Widerstände reduzieren und inspirierende Visionen schaffen

Da der Mensch sich im Spannungsfeld von Unternehmensveränderungen und in ständigen Wechselbeziehungen mit Organisation und Technologie befindet, stellt sich bei Transformationsvorhaben zurecht die Frage: Wie kann der Mensch optimal in Veränderungsprozesse einbezogen werden? Wird dieser Frage nicht genügend Aufmerksamkeit geschenkt, kann schnell eine Kettenreaktion mit weiteren Herausforderungen und Problemen eintreten, bis hin zum Scheitern der ganzen Transformation. Folgerichtig ist die Berücksichtigung der psychologischen Aspekte in Transformationen in der modernen Unternehmensführung essenziell geworden. So werden Widerstände reduziert und eine inspirierende Vision geschaffen. Wie sich der Einfluss von Menschen, die „Power of People“, in der Arbeitswelt widerspiegeln, beleuchten unsere drei Speaker aus ihren ganz eigenen Perspektiven.

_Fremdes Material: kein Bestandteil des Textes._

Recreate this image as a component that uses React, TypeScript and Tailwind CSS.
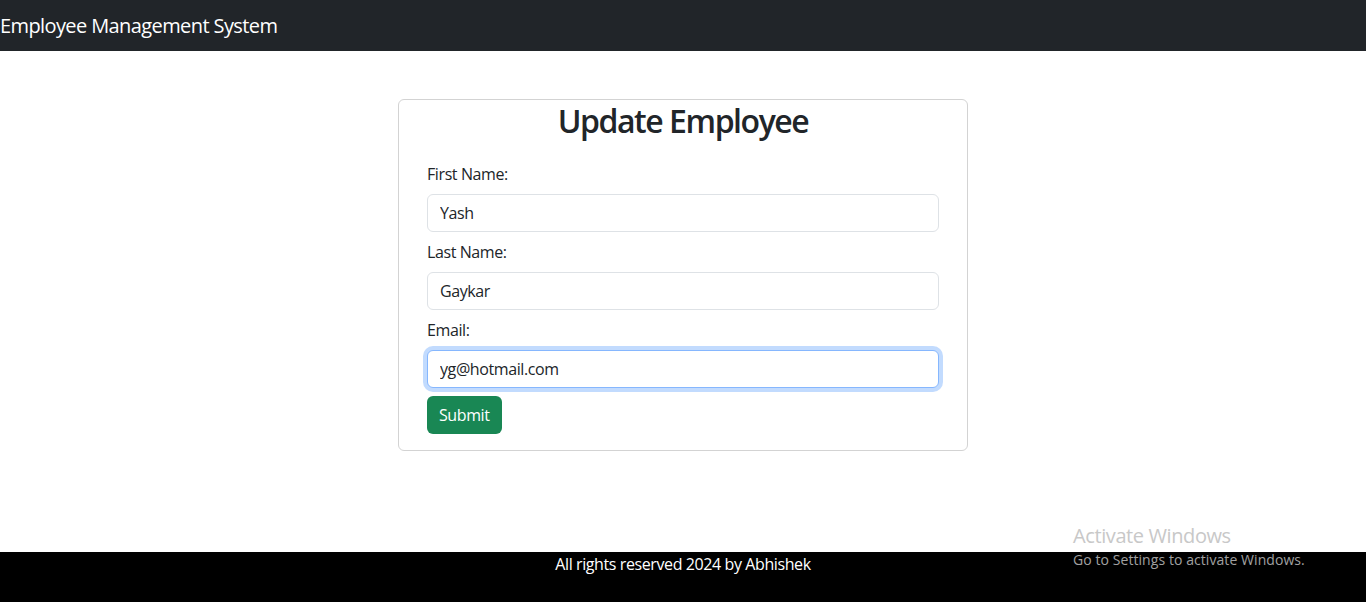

Klaus Eike Mahlstedt, Executive Coach, Trainer, HR-Interimsmanager

Dr. Christoph Wargitsch, Systemtheoretiker, CEO, Gastgeber

Dr. Christina Weigert, VP Corporate Development

Komplexes Transformation Engineering – was ist das und wie funktioniert es?

Den fachlichen Einstieg in das weitreichende Thema der Transformationsdimension „Mensch“ gibt Dr. Christina Weigert, Expertin für New Work und Organisationssteuerung, mit drei Begriffsdefinitionen:

Um Transformationsvorhaben erfolgreicher zu machen, sollte in diesem Feld mit kreativen Lösungen gearbeitet werden, die ebenso ein hohes Maß an Präzision, Logik und Anpassungsfähigkeit einschließen. Darauf aufbauend verfolgt WARGITSCH das Transformation-Engineering-Konzept:

Think Tank > Produktentwicklung > Produktion > Lessons Learned

Im Rahmen dieses Ansatzes werden zunächst im Think Tank Ideen und Wissen generiert. Die daraus gewonnenen Erkenntnisse fließen in die Produktentwicklung mit ein und somit auch in die tatsächliche Produktion, in die Arbeit mit den Kunden. „Aus der täglichen Arbeit können dann Lessons Learned herausgefiltert werden, die wiederum in den Think Tank einfließen“, erklärt Weigert. Eine zyklische Herangehensweise also, bei der sich die Phasen in einem Kreislauf wiederholen. „In diesen vier Phasen des Transformation-Engineering-Ansatzes finden auch unsere Prinzipien Einzug, für die wir stehen und nach denen wir arbeiten.“ Auch auf die Frage, warum es überhaupt solch spezielle Ansätze braucht und warum sich so viele Unternehmen verändern müssen, hatte Weigert eine Antwort.  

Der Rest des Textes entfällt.